YOUR INSTRUCTIONS → Gather each line containing the string "TypeScript" from these entries.

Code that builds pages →
** start **
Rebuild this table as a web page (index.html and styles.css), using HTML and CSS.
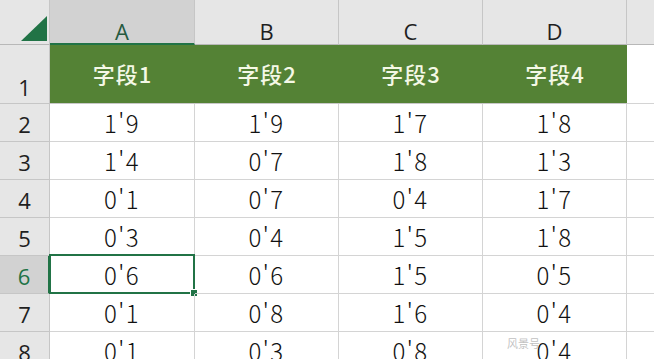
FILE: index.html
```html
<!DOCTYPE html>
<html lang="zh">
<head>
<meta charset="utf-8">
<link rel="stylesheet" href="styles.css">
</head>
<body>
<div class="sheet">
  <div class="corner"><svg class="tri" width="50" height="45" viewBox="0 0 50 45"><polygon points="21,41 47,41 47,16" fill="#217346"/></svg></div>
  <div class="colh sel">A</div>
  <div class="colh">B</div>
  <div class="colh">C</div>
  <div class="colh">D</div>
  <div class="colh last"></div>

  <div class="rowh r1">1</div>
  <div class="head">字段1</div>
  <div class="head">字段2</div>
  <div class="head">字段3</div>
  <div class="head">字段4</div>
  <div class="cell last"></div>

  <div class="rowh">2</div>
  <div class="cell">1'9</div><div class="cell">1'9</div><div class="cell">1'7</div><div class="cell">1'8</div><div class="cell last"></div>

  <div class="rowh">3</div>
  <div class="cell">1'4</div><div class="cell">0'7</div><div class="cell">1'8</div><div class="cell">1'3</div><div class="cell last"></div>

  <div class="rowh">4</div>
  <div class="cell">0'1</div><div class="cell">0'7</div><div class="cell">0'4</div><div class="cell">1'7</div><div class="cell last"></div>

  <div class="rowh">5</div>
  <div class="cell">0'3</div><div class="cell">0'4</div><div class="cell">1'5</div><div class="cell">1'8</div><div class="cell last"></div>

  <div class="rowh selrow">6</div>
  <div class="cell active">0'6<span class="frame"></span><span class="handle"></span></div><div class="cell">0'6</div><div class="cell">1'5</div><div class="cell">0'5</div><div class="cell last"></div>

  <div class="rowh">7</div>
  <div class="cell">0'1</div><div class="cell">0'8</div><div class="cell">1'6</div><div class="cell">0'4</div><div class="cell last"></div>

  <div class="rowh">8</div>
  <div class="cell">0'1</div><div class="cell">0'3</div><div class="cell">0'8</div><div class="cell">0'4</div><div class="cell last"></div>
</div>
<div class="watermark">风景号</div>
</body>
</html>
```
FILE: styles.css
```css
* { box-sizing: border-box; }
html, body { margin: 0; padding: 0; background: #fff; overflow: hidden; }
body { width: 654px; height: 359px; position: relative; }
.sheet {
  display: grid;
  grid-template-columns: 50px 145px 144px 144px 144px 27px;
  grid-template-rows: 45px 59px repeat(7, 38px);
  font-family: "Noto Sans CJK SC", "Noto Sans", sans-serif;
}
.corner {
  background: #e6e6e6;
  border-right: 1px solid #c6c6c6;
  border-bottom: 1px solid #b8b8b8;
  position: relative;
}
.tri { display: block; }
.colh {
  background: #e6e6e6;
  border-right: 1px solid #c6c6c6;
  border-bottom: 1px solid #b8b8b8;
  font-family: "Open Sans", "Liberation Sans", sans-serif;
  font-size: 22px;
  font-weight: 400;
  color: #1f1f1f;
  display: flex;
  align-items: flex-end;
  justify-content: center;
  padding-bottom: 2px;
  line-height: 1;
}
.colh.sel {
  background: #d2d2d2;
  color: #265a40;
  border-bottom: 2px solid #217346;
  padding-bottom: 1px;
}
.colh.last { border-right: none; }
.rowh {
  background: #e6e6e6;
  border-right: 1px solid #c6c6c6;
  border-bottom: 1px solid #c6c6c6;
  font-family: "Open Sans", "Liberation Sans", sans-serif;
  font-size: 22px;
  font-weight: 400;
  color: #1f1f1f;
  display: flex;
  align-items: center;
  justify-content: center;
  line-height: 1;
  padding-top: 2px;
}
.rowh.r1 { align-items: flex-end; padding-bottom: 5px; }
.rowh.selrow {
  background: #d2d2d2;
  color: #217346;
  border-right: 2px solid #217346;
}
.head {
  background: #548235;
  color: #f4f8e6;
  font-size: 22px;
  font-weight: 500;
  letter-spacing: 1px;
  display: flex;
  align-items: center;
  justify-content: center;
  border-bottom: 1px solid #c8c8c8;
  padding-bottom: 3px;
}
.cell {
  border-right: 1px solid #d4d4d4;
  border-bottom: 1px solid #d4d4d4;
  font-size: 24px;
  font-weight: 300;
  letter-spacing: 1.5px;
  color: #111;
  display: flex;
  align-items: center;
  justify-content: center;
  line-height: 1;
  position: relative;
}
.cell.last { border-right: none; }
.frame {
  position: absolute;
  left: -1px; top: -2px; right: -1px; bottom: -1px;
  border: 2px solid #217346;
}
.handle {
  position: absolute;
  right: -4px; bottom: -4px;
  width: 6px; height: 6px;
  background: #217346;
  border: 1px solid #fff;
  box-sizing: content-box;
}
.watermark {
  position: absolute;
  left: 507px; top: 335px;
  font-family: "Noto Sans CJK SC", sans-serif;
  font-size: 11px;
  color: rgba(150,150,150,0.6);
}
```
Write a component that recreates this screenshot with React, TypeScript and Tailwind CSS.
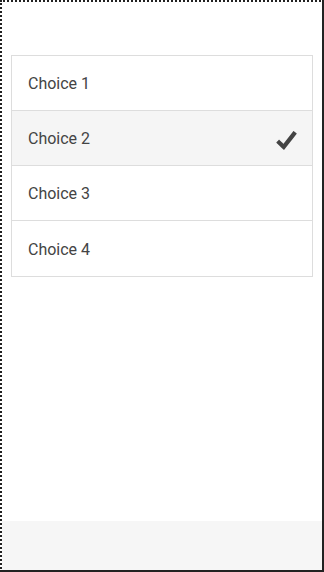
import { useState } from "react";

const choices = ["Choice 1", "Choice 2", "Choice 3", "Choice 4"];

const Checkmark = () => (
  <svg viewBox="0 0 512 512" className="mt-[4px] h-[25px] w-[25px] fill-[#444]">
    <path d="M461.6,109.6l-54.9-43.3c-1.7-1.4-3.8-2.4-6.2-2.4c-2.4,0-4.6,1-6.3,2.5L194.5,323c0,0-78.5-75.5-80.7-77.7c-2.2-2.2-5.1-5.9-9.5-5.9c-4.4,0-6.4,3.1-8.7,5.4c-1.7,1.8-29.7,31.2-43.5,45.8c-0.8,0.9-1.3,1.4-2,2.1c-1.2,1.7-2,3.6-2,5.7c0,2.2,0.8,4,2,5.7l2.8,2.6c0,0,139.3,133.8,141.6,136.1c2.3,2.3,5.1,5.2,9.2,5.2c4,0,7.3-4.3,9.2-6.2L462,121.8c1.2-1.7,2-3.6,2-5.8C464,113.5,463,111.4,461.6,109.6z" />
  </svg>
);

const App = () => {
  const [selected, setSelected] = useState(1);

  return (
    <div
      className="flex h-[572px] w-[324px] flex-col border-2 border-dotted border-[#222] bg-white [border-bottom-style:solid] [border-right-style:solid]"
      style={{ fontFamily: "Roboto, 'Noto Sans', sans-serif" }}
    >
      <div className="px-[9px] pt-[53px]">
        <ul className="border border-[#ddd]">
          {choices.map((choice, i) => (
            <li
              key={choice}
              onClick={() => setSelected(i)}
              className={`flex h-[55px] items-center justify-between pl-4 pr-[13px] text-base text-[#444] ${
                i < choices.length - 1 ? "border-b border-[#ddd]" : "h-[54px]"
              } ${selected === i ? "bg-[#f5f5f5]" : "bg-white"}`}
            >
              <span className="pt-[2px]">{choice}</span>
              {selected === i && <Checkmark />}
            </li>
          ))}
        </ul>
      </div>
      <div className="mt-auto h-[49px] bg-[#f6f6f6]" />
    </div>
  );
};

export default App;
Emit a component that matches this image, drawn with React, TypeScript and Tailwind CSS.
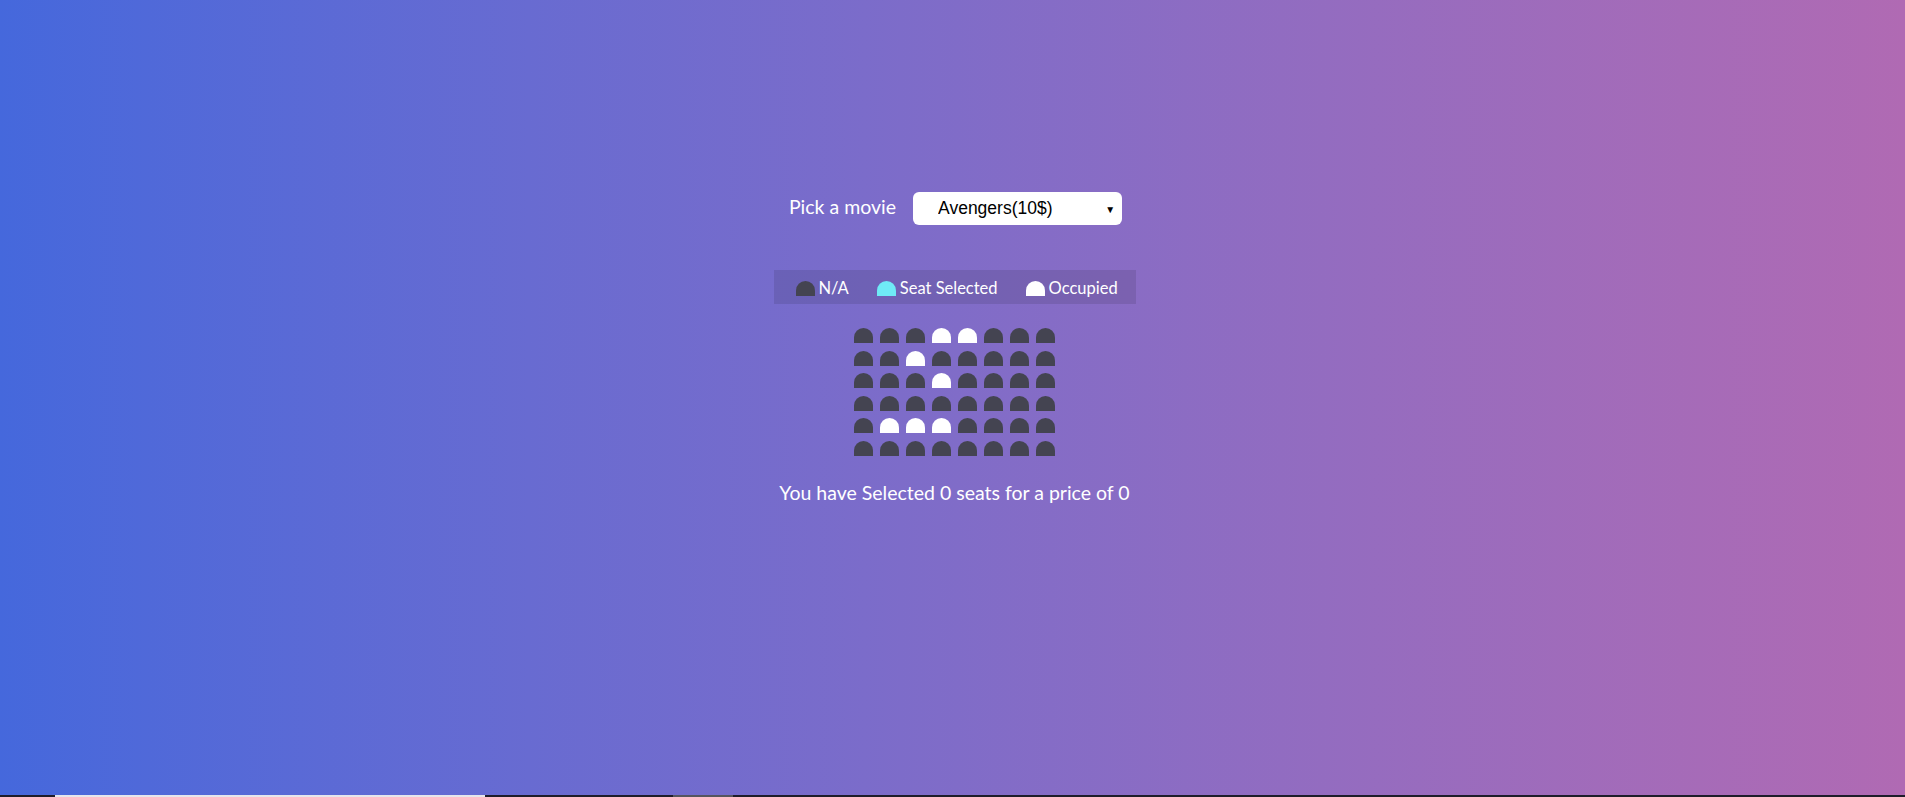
** end **
CORRECT ANSWER →
Write a component that recreates this screenshot with React, TypeScript and Tailwind CSS.
Emit a component that matches this image, drawn with React, TypeScript and Tailwind CSS.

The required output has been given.